La actualidad de los conflictos retratados en sus páginas es absoluta: miseria del campo que nutre a las ciudades, migración forzada por necesidad a los Estados Unidos (allá te presentas con Fernández. ¿No lo conoces? Bueno, preguntas por él. Y si no quieres cosechar manzanas, te pones a pegar durmientes. Eso deja más y es más durable. Volverás con muchos dólares); abuso de poder a todas las escalas y tres palabras que son una llaga purulenta: impotencia, impunidad y corrupción: los pilares de una cultura que envenenan a todo el pueblo, esa Comala maldita que es la boca del averno: yo sé que usted lo odiaba, padre. Y con razón. El asesinato de su hermano, que según rumores fue cometido por mi hijo; el caso de su sobrina Ana, violada por él según el juicio de usted…Olvídese ahora, padre. Considérelo y perdónelo como quizá Dios lo haya perdonado. Pedro Páramo es el grandísimo hijo de la chingada que corroe todo a su paso, pero que también morirá con la destrucción que engendra su espíritu corrupto, como ya sucede en la mayor parte del país… Después de unos cuantos pasos cayó, suplicando por dentro; pero sin decir una sola palabra. Dio un golpe seco contra la tierra y se fue desmoronando como si fuera un montón de piedras.

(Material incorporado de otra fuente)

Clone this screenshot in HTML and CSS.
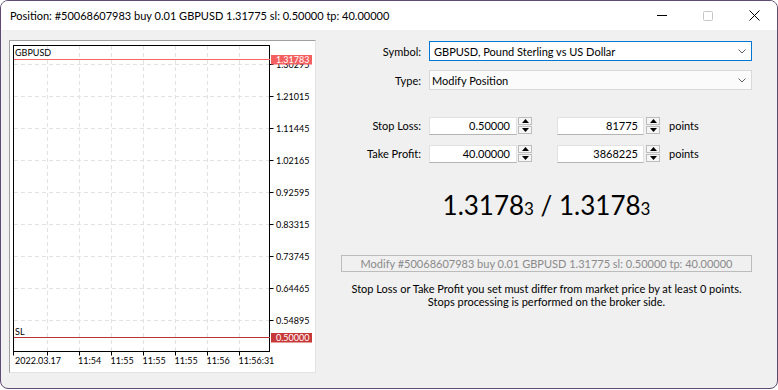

El genio de Rulfo, que sólo mediocres azuzados por la inquina se atreven a poner en entredicho, habla a gente de todas las épocas y todos los tiempos porque sus verdades son la representación de dolores profundos y alevosos que suceden en todos lados, con otras caras y otros nombres, pero bajo cielos idénticos donde brilla ilesa una estrella junto a la luna.
¿Hubiéramos querido que Juan Rulfo contara otras historias? Desde luego: también hubiéramos querido que la vida hubiera sido de otra manera, donde no fuera necesario darle forma con palabras tan austeras, recortadas por la pérdida, el desierto y la violencia, a lo que de a poco mata por dentro.
Pero aquí estamos, desde nuestro infierno personal –que a veces se llama México– rindiéndole homenaje a un hombre al que apenas un puñado de palabras secas y preciosas le valieron para hacernos saber que estamos muertos y estamos juntos.